Source excerpt:
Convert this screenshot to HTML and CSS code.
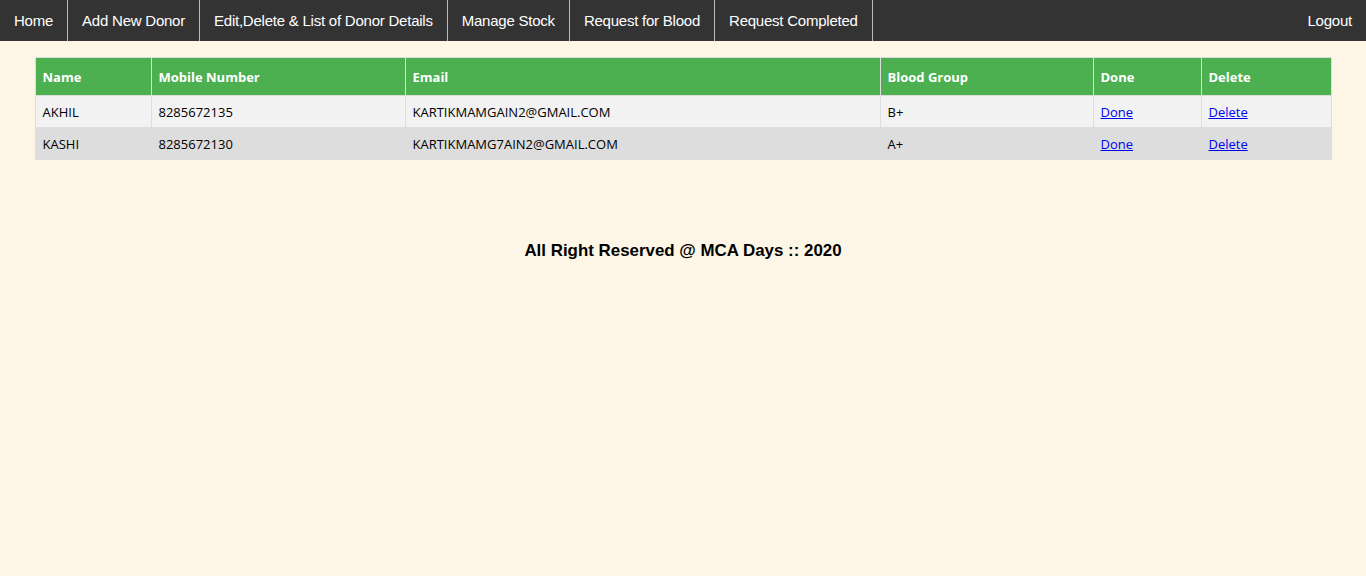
FILE: index.html
```html
<!DOCTYPE html>
<html>
<head>
<meta charset="utf-8">
<title>Blood Bank</title>
<link rel="stylesheet" href="styles.css">
</head>
<body>
<nav class="topnav">
  <a href="#" class="nav-item">Home</a>
  <a href="#" class="nav-item">Add New Donor</a>
  <a href="#" class="nav-item">Edit,Delete &amp; List of Donor Details</a>
  <a href="#" class="nav-item">Manage Stock</a>
  <a href="#" class="nav-item">Request for Blood</a>
  <a href="#" class="nav-item">Request Completed</a>
  <a href="#" class="nav-item nav-right">Logout</a>
</nav>
<main class="content">
  <table class="donors">
    <thead>
      <tr>
        <th class="c1">Name</th>
        <th class="c2">Mobile Number</th>
        <th class="c3">Email</th>
        <th class="c4">Blood Group</th>
        <th class="c5">Done</th>
        <th class="c6">Delete</th>
      </tr>
    </thead>
    <tbody>
      <tr>
        <td>AKHIL</td>
        <td>8285672135</td>
        <td>KARTIKMAMGAIN2@GMAIL.COM</td>
        <td>B+</td>
        <td><a href="#">Done</a></td>
        <td><a href="#">Delete</a></td>
      </tr>
      <tr>
        <td>KASHI</td>
        <td>8285672130</td>
        <td>KARTIKMAMG7AIN2@GMAIL.COM</td>
        <td>A+</td>
        <td><a href="#">Done</a></td>
        <td><a href="#">Delete</a></td>
      </tr>
    </tbody>
  </table>
  <footer class="footer">All Right Reserved @ MCA Days :: 2020</footer>
</main>
</body>
</html>
```

FILE: styles.css
```css
html, body {
  margin: 0;
  padding: 0;
  background: #fdf5e6;
}

.topnav {
  display: flex;
  background: #333333;
  height: 41px;
}

.nav-item {
  display: block;
  color: #ffffff;
  text-decoration: none;
  font-family: "Liberation Sans", Arial, sans-serif;
  font-size: 15px;
  letter-spacing: -0.23px;
  line-height: 41px;
  padding: 0 14px;
  border-right: 1px solid #bbbbbb;
}

.nav-right {
  margin-left: auto;
  border-right: none;
}

.content {
  padding-top: 16px;
}

.donors {
  width: 1297px;
  margin: 0 auto;
  border-collapse: collapse;
  font-family: "Open Sans", sans-serif;
  font-size: 13px;
  color: #000;
}

.donors th, .donors td {
  border: 1px solid #dddddd;
  text-align: left;
  padding: 0 7px;
}

.donors th {
  background: #4caf50;
  color: #ffffff;
  font-weight: bold;
  height: 37px;
}

.donors td {
  height: 31px;
}

.donors tbody tr:nth-child(odd) {
  background: #f2f2f2;
}

.donors tbody tr:nth-child(even) {
  background: #dddddd;
}

.donors a {
  color: #0000ee;
}

.c1 { width: 101px; }
.c2 { width: 239px; }
.c3 { width: 460px; }
.c4 { width: 198px; }
.c5 { width: 93px; }

.footer {
  text-align: center;
  font-family: "Liberation Sans", Arial, sans-serif;
  font-weight: bold;
  font-size: 16.9px;
  margin-top: 81px;
}
```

Directions for this task:
Without the images, write out each line of the data verbatim.

Solved exercise:
Convert this screenshot to HTML and CSS code.
FILE: index.html
```html
<!DOCTYPE html>
<html>
<head>
<meta charset="utf-8">
<title>Blood Bank</title>
<link rel="stylesheet" href="styles.css">
</head>
<body>
<nav class="topnav">
  <a href="#" class="nav-item">Home</a>
  <a href="#" class="nav-item">Add New Donor</a>
  <a href="#" class="nav-item">Edit,Delete &amp; List of Donor Details</a>
  <a href="#" class="nav-item">Manage Stock</a>
  <a href="#" class="nav-item">Request for Blood</a>
  <a href="#" class="nav-item">Request Completed</a>
  <a href="#" class="nav-item nav-right">Logout</a>
</nav>
<main class="content">
  <table class="donors">
    <thead>
      <tr>
        <th class="c1">Name</th>
        <th class="c2">Mobile Number</th>
        <th class="c3">Email</th>
        <th class="c4">Blood Group</th>
        <th class="c5">Done</th>
        <th class="c6">Delete</th>
      </tr>
    </thead>
    <tbody>
      <tr>
        <td>AKHIL</td>
        <td>8285672135</td>
        <td>KARTIKMAMGAIN2@GMAIL.COM</td>
        <td>B+</td>
        <td><a href="#">Done</a></td>
        <td><a href="#">Delete</a></td>
      </tr>
      <tr>
        <td>KASHI</td>
        <td>8285672130</td>
        <td>KARTIKMAMG7AIN2@GMAIL.COM</td>
        <td>A+</td>
        <td><a href="#">Done</a></td>
        <td><a href="#">Delete</a></td>
      </tr>
    </tbody>
  </table>
  <footer class="footer">All Right Reserved @ MCA Days :: 2020</footer>
</main>
</body>
</html>
```

FILE: styles.css
```css
html, body {
  margin: 0;
  padding: 0;
  background: #fdf5e6;
}

.topnav {
  display: flex;
  background: #333333;
  height: 41px;
}

.nav-item {
  display: block;
  color: #ffffff;
  text-decoration: none;
  font-family: "Liberation Sans", Arial, sans-serif;
  font-size: 15px;
  letter-spacing: -0.23px;
  line-height: 41px;
  padding: 0 14px;
  border-right: 1px solid #bbbbbb;
}

.nav-right {
  margin-left: auto;
  border-right: none;
}

.content {
  padding-top: 16px;
}

.donors {
  width: 1297px;
  margin: 0 auto;
  border-collapse: collapse;
  font-family: "Open Sans", sans-serif;
  font-size: 13px;
  color: #000;
}

.donors th, .donors td {
  border: 1px solid #dddddd;
  text-align: left;
  padding: 0 7px;
}

.donors th {
  background: #4caf50;
  color: #ffffff;
  font-weight: bold;
  height: 37px;
}

.donors td {
  height: 31px;
}

.donors tbody tr:nth-child(odd) {
  background: #f2f2f2;
}

.donors tbody tr:nth-child(even) {
  background: #dddddd;
}

.donors a {
  color: #0000ee;
}

.c1 { width: 101px; }
.c2 { width: 239px; }
.c3 { width: 460px; }
.c4 { width: 198px; }
.c5 { width: 93px; }

.footer {
  text-align: center;
  font-family: "Liberation Sans", Arial, sans-serif;
  font-weight: bold;
  font-size: 16.9px;
  margin-top: 81px;
}
```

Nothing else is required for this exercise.